§ **YOUR TASK**
Read the lines below. Copy out any that hold the string "styles".

§ **DATA LINES**
====
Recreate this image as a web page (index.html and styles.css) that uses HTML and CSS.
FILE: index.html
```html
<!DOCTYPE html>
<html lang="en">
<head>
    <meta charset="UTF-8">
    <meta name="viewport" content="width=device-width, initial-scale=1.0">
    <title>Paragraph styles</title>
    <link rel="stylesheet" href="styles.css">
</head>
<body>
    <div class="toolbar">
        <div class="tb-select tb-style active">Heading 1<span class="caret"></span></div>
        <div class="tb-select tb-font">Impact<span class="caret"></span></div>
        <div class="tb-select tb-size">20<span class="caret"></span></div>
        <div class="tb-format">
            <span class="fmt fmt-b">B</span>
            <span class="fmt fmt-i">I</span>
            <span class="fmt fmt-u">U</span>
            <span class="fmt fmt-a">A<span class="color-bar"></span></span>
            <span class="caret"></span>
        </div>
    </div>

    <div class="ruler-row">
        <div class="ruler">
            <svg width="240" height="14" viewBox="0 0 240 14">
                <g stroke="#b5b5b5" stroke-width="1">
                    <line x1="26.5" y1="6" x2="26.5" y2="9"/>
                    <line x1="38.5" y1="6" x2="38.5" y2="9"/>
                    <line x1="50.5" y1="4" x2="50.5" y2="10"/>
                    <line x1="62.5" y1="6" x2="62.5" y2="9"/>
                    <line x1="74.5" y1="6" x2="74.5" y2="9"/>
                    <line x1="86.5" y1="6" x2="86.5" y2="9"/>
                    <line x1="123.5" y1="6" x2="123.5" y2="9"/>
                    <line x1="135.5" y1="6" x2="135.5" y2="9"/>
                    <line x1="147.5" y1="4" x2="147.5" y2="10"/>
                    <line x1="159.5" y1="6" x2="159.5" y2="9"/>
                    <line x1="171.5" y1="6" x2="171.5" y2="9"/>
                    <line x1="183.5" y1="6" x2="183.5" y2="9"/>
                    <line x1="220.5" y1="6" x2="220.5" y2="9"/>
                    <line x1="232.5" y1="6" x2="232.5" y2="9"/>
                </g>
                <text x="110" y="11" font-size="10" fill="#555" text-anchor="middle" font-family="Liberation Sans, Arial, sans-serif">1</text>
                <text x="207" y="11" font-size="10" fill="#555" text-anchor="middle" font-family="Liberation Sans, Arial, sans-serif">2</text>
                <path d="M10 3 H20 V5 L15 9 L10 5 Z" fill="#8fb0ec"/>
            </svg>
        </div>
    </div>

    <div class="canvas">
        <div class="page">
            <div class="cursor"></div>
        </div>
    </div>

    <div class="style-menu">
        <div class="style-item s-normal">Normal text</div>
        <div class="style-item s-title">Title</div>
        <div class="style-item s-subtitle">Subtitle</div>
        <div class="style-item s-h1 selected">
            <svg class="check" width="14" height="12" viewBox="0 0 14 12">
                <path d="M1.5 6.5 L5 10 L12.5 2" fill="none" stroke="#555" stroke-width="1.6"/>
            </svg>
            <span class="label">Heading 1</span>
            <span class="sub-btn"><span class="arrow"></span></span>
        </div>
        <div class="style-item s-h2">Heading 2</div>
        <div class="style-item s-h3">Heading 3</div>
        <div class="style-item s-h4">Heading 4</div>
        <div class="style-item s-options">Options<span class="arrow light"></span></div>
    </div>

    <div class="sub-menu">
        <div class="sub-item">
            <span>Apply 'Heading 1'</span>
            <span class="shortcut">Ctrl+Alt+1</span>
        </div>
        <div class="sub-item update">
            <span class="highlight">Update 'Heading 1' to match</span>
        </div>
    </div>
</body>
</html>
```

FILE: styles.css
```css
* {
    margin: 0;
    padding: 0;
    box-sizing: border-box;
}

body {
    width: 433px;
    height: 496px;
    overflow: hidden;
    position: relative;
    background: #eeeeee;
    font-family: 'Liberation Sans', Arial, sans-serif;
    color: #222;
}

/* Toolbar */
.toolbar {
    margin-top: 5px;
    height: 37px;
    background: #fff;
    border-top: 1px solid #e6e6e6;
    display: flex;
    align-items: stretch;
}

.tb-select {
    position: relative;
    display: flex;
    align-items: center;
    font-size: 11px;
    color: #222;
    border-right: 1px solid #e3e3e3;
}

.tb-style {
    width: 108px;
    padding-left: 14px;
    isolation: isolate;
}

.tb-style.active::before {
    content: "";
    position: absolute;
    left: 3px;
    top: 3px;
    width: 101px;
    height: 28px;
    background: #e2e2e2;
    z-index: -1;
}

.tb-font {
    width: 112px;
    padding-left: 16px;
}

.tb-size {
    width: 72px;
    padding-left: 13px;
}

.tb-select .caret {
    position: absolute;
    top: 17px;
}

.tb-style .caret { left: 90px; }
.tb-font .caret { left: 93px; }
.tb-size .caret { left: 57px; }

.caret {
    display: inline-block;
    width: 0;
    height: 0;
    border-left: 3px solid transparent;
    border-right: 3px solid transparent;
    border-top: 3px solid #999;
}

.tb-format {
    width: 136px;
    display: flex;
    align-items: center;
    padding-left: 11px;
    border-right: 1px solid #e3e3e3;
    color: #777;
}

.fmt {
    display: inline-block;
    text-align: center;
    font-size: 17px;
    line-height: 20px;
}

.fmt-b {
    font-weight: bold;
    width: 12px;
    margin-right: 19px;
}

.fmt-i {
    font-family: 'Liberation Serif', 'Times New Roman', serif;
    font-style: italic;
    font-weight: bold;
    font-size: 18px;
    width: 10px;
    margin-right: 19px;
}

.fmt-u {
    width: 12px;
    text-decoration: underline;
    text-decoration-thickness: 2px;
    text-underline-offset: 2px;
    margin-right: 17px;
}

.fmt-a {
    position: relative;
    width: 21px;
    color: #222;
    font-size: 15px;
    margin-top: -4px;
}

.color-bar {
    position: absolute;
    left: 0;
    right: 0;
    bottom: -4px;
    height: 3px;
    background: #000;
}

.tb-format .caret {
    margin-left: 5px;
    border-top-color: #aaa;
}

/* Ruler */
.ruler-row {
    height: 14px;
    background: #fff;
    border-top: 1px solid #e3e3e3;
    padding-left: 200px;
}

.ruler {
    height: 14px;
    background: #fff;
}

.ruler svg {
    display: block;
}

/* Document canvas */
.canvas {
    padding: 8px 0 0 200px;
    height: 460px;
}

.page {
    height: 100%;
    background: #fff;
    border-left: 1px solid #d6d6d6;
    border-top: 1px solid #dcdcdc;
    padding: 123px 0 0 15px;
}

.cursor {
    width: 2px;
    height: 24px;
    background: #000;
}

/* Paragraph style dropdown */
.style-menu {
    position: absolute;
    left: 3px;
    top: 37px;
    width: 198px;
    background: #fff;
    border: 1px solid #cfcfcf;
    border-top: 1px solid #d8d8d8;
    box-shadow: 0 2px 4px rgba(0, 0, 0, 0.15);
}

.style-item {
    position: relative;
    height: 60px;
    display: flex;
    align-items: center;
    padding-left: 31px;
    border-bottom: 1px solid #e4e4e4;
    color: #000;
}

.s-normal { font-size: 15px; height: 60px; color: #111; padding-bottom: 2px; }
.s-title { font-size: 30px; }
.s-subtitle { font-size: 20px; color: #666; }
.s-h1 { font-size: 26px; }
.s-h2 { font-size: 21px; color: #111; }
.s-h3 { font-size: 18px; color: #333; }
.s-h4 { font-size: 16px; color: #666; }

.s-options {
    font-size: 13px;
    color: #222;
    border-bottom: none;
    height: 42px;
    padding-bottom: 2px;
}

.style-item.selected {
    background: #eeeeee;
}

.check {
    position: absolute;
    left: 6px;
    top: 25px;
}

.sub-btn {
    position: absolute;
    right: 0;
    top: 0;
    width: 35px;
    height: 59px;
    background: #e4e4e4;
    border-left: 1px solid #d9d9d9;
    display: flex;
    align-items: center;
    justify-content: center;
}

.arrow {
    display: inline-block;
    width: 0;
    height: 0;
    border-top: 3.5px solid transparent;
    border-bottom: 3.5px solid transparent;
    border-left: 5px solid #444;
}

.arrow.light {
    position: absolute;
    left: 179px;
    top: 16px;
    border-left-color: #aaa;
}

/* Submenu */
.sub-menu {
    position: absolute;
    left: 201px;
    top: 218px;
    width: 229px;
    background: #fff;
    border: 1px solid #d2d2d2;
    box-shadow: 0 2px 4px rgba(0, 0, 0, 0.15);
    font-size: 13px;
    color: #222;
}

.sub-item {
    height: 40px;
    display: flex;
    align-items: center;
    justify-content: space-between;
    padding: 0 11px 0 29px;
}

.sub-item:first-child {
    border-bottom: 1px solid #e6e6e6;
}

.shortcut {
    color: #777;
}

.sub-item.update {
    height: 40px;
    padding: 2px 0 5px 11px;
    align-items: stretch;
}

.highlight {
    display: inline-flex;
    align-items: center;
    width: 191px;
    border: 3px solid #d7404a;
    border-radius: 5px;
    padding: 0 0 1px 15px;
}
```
====
§ **EXERCISE ANSWER**
Recreate this image as a web page (index.html and styles.css) that uses HTML and CSS.
    <title>Paragraph styles</title>
    <link rel="stylesheet" href="styles.css">
FILE: styles.css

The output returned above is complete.